# [Challenge]
Pull every line containing "React" from the entries.

--- Begin Provided records ---

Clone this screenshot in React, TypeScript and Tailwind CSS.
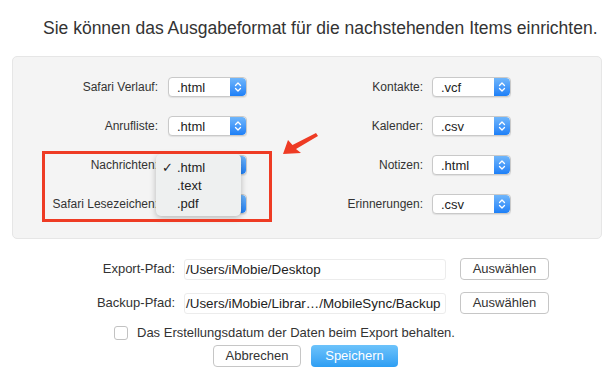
import React from 'react'

const font = { fontFamily: '"Liberation Sans", Arial, sans-serif' }

function Stepper() {
  return (
    <div className="w-[16px] h-full rounded-r-[4px] bg-gradient-to-b from-[#6fb6fb] to-[#1b7ff7] flex items-center justify-center">
      <svg width="10" height="14" viewBox="0 0 10 14" fill="none">
        <path d="M2.5 5.5 L5 3 L7.5 5.5" stroke="white" strokeWidth="1.3" strokeLinecap="round" strokeLinejoin="round" />
        <path d="M2.5 8.5 L5 11 L7.5 8.5" stroke="white" strokeWidth="1.3" strokeLinecap="round" strokeLinejoin="round" />
      </svg>
    </div>
  )
}

function Select({ value }: { value: string }) {
  return (
    <div className="w-[79px] h-[20px] flex bg-white border border-[#c9c9c9] rounded-[4px] shadow-[0_1px_1px_rgba(0,0,0,0.08)] overflow-hidden">
      <div className="flex-1 pl-[8px] text-[13px] leading-[19px] text-[#222]">{value}</div>
      <Stepper />
    </div>
  )
}

function Row({ label, value, labelWidth, gap }: { label: string; value: string; labelWidth: string; gap: string }) {
  return (
    <div className={`flex items-center h-[20px] ${gap}`}>
      <div className={`${labelWidth} text-right text-[12px] text-[#333] whitespace-nowrap`}>{label}</div>
      <Select value={value} />
    </div>
  )
}

function PathRow({ label, path }: { label: string; path: string }) {
  return (
    <div className="flex items-center h-[22px]">
      <div className="w-[175px] text-right text-[13px] text-[#333]">{label}</div>
      <div className="ml-[9px] w-[262px] h-[21px] bg-white border border-[#ececec] rounded-[3px] pl-[1px] text-[13.4px] leading-[19px] text-[#222] whitespace-nowrap overflow-hidden">
        {path}
      </div>
      <button className="ml-[14px] w-[89px] h-[22px] bg-white border border-[#c6c6c6] rounded-[4px] text-[13px] text-[#333]">
        Auswählen
      </button>
    </div>
  )
}

export default function App() {
  return (
    <div className="relative w-[613px] h-[387px] bg-white overflow-hidden" style={font}>
      <div className="pt-[17px] pl-[43px] text-[17.5px] leading-[22px] text-[#333] whitespace-nowrap">
        Sie können das Ausgabeformat für die nachstehenden Items einrichten.
      </div>

      {/* Format panel */}
      <div className="mt-[17px] ml-[12px] w-[590px] h-[183px] bg-[#f4f4f4] border border-[#e6e6e6] rounded-[5px] flex pt-[20px]">
        <div className="flex flex-col gap-[19px]">
          <Row label="Safari Verlauf:" value=".html" labelWidth="w-[145px]" gap="gap-[10px]" />
          <Row label="Anrufliste:" value=".html" labelWidth="w-[145px]" gap="gap-[10px]" />
          <Row label="Nachrichten:" value=".html" labelWidth="w-[145px]" gap="gap-[10px]" />
          <Row label="Safari Lesezeichen:" value=".html" labelWidth="w-[145px]" gap="gap-[10px]" />
        </div>
        <div className="ml-[76px] flex flex-col gap-[19px]">
          <Row label="Kontakte:" value=".vcf" labelWidth="w-[100px]" gap="gap-[9px]" />
          <Row label="Kalender:" value=".csv" labelWidth="w-[100px]" gap="gap-[9px]" />
          <Row label="Notizen:" value=".html" labelWidth="w-[100px]" gap="gap-[9px]" />
          <Row label="Erinnerungen:" value=".csv" labelWidth="w-[100px]" gap="gap-[9px]" />
        </div>
      </div>

      {/* Paths */}
      <div className="mt-[19px] flex flex-col gap-[12px]">
        <PathRow label="Export-Pfad:" path="/Users/iMobie/Desktop" />
        <PathRow label="Backup-Pfad:" path="/Users/iMobie/Librar…/MobileSync/Backup" />
      </div>

      <div className="mt-[11px] ml-[114px] flex items-center h-[16px]">
        <div className="w-[14px] h-[14px] bg-white border border-[#c2c2c2] rounded-[3px]" />
        <span className="ml-[9px] text-[13px] text-[#333] whitespace-nowrap">
          Das Erstellungsdatum der Daten beim Export behalten.
        </span>
      </div>

      <div className="mt-[4px] ml-[213px] flex gap-[10px]">
        <button className="w-[88px] h-[22px] bg-white border border-[#c6c6c6] rounded-[4px] text-[13px] text-[#333]">
          Abbrechen
        </button>
        <button className="w-[87px] h-[22px] rounded-[4px] bg-gradient-to-b from-[#6cc3fb] to-[#2c9ef3] text-[13px] text-white">
          Speichern
        </button>
      </div>

      {/* Popup menu */}
      <div className="absolute left-[156px] top-[154px] w-[85px] h-[62px] bg-[#eef0f0] rounded-[5px] shadow-[0_2px_6px_rgba(0,0,0,0.25)] pt-[5px] text-[13px] text-[#222]">
        <div className="h-[18px] leading-[18px] flex">
          <span className="w-[21px] pl-[6px]">✓</span>
          <span>.html</span>
        </div>
        <div className="h-[18px] leading-[18px] pl-[21px]">.text</div>
        <div className="h-[18px] leading-[18px] pl-[21px]">.pdf</div>
      </div>

      {/* Highlight box */}
      <div className="absolute left-[42px] top-[151px] w-[230px] h-[71px] border-[3px] border-[#ee3b24]" />

      {/* Arrow */}
      <svg className="absolute left-[278px] top-[128px]" width="42" height="32" viewBox="0 0 42 32">
        <path d="M5 26 L10 12 L14.5 17 L38 5 L40 8 L18 21 L23 25 Z" fill="#ee3b24" />
      </svg>
    </div>
  )
}
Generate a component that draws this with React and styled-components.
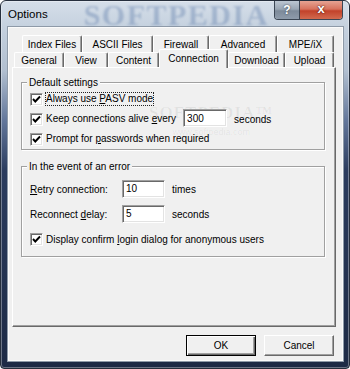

--- End Provided records ---

# [Answer to this task]
Clone this screenshot in React, TypeScript and Tailwind CSS.
import React from 'react'
Generate a component that draws this with React and styled-components.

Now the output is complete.